Source excerpt:

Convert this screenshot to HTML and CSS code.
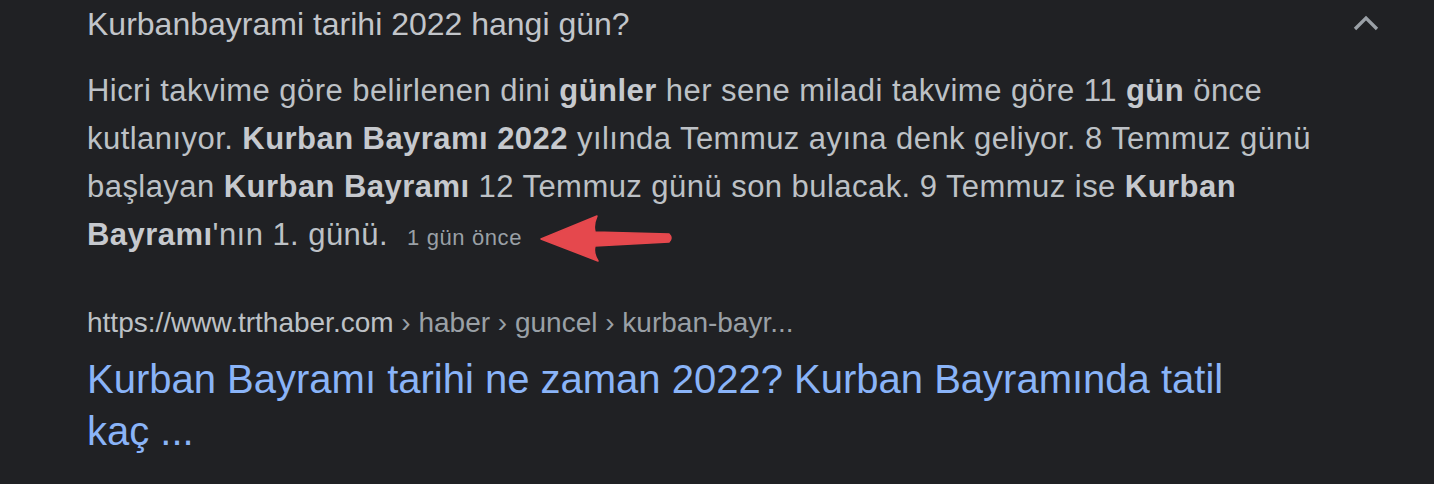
FILE: index.html
```html
<!DOCTYPE html>
<html lang="tr">
<head>
<meta charset="utf-8">
<title>Kurban Bayramı</title>
<link rel="stylesheet" href="styles.css">
</head>
<body>
<div class="page">
  <div class="faq-head">
    <div class="question">Kurbanbayrami tarihi 2022 hangi gün?</div>
    <svg class="chevron" width="28" height="18" viewBox="0 0 28 18"><path d="M3 14 L14 3 L25 14" fill="none" stroke="#9aa0a6" stroke-width="3.3"/></svg>
  </div>
  <p class="answer">Hicri takvime göre belirlenen dini <b>günler</b> her sene miladi takvime göre 11 <b>gün</b> önce kutlanıyor. <b>Kurban Bayramı 2022</b> yılında Temmuz ayına denk geliyor. 8 Temmuz günü başlayan <b>Kurban Bayramı</b> 12 Temmuz günü son bulacak. 9 Temmuz ise <b>Kurban Bayramı</b>'nın 1. günü. <span class="date">1 gün önce</span><svg class="arrow" width="135" height="50" viewBox="0 0 135 50"><path d="M3 26 L59 3 Q55 12 57 19 L131 21 Q135 25 131 29 L57 33 Q55 40 60 48 Z" fill="#e5484d" stroke="#e5484d" stroke-width="1.5" stroke-linejoin="round"/></svg></p>
  <div class="source">
    <div class="url"><span class="domain">https://www.trthaber.com</span> › haber › guncel › kurban-bayr...</div>
    <a class="title" href="#">Kurban Bayramı tarihi ne zaman 2022? Kurban Bayramında tatil kaç ...</a>
  </div>
</div>
</body>
</html>
```
FILE: styles.css
```css
html, body {
  margin: 0;
  padding: 0;
  background: #202124;
}
body {
  font-family: "Liberation Sans", Arial, sans-serif;
  color: #bdc1c6;
  width: 1434px;
  height: 484px;
  overflow: hidden;
}
.page {
  padding: 0 54px 0 87px;
}
.faq-head {
  display: flex;
  justify-content: space-between;
  align-items: center;
  height: 48px;
}
.question {
  font-size: 32px;
  line-height: 48px;
  color: #c2c5ca;
}
.chevron {
  display: block;
}
.answer {
  margin: 19px 0 0 0;
  font-size: 31px;
  letter-spacing: 0.45px;
  line-height: 48px;
  width: 1280px;
}
.answer b {
  font-weight: bold;
  color: #c6c9ce;
}
.date {
  font-size: 22px;
  letter-spacing: 0.6px;
  color: #9aa0a6;
  margin-left: 10px;
}
.arrow {
  display: inline-block;
  vertical-align: baseline;
  margin: 0 0 -18px 16px;
}
.source {
  margin-top: 43px;
}
.url {
  font-size: 28px;
  line-height: 36px;
  color: #9aa0a6;
}
.domain {
  color: #bdc1c6;
}
.title {
  display: block;
  margin-top: 12px;
  font-size: 40px;
  line-height: 52px;
  color: #8ab4f8;
  text-decoration: none;
  width: 1170px;
}
```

Do this:
Retype everything in the material word for word, minus pictures.

Answer below:
Convert this screenshot to HTML and CSS code.
FILE: index.html
```html
<!DOCTYPE html>
<html lang="tr">
<head>
<meta charset="utf-8">
<title>Kurban Bayramı</title>
<link rel="stylesheet" href="styles.css">
</head>
<body>
<div class="page">
  <div class="faq-head">
    <div class="question">Kurbanbayrami tarihi 2022 hangi gün?</div>
    <svg class="chevron" width="28" height="18" viewBox="0 0 28 18"><path d="M3 14 L14 3 L25 14" fill="none" stroke="#9aa0a6" stroke-width="3.3"/></svg>
  </div>
  <p class="answer">Hicri takvime göre belirlenen dini <b>günler</b> her sene miladi takvime göre 11 <b>gün</b> önce kutlanıyor. <b>Kurban Bayramı 2022</b> yılında Temmuz ayına denk geliyor. 8 Temmuz günü başlayan <b>Kurban Bayramı</b> 12 Temmuz günü son bulacak. 9 Temmuz ise <b>Kurban Bayramı</b>'nın 1. günü. <span class="date">1 gün önce</span><svg class="arrow" width="135" height="50" viewBox="0 0 135 50"><path d="M3 26 L59 3 Q55 12 57 19 L131 21 Q135 25 131 29 L57 33 Q55 40 60 48 Z" fill="#e5484d" stroke="#e5484d" stroke-width="1.5" stroke-linejoin="round"/></svg></p>
  <div class="source">
    <div class="url"><span class="domain">https://www.trthaber.com</span> › haber › guncel › kurban-bayr...</div>
    <a class="title" href="#">Kurban Bayramı tarihi ne zaman 2022? Kurban Bayramında tatil kaç ...</a>
  </div>
</div>
</body>
</html>
```
FILE: styles.css
```css
html, body {
  margin: 0;
  padding: 0;
  background: #202124;
}
body {
  font-family: "Liberation Sans", Arial, sans-serif;
  color: #bdc1c6;
  width: 1434px;
  height: 484px;
  overflow: hidden;
}
.page {
  padding: 0 54px 0 87px;
}
.faq-head {
  display: flex;
  justify-content: space-between;
  align-items: center;
  height: 48px;
}
.question {
  font-size: 32px;
  line-height: 48px;
  color: #c2c5ca;
}
.chevron {
  display: block;
}
.answer {
  margin: 19px 0 0 0;
  font-size: 31px;
  letter-spacing: 0.45px;
  line-height: 48px;
  width: 1280px;
}
.answer b {
  font-weight: bold;
  color: #c6c9ce;
}
.date {
  font-size: 22px;
  letter-spacing: 0.6px;
  color: #9aa0a6;
  margin-left: 10px;
}
.arrow {
  display: inline-block;
  vertical-align: baseline;
  margin: 0 0 -18px 16px;
}
.source {
  margin-top: 43px;
}
.url {
  font-size: 28px;
  line-height: 36px;
  color: #9aa0a6;
}
.domain {
  color: #bdc1c6;
}
.title {
  display: block;
  margin-top: 12px;
  font-size: 40px;
  line-height: 52px;
  color: #8ab4f8;
  text-decoration: none;
  width: 1170px;
}
```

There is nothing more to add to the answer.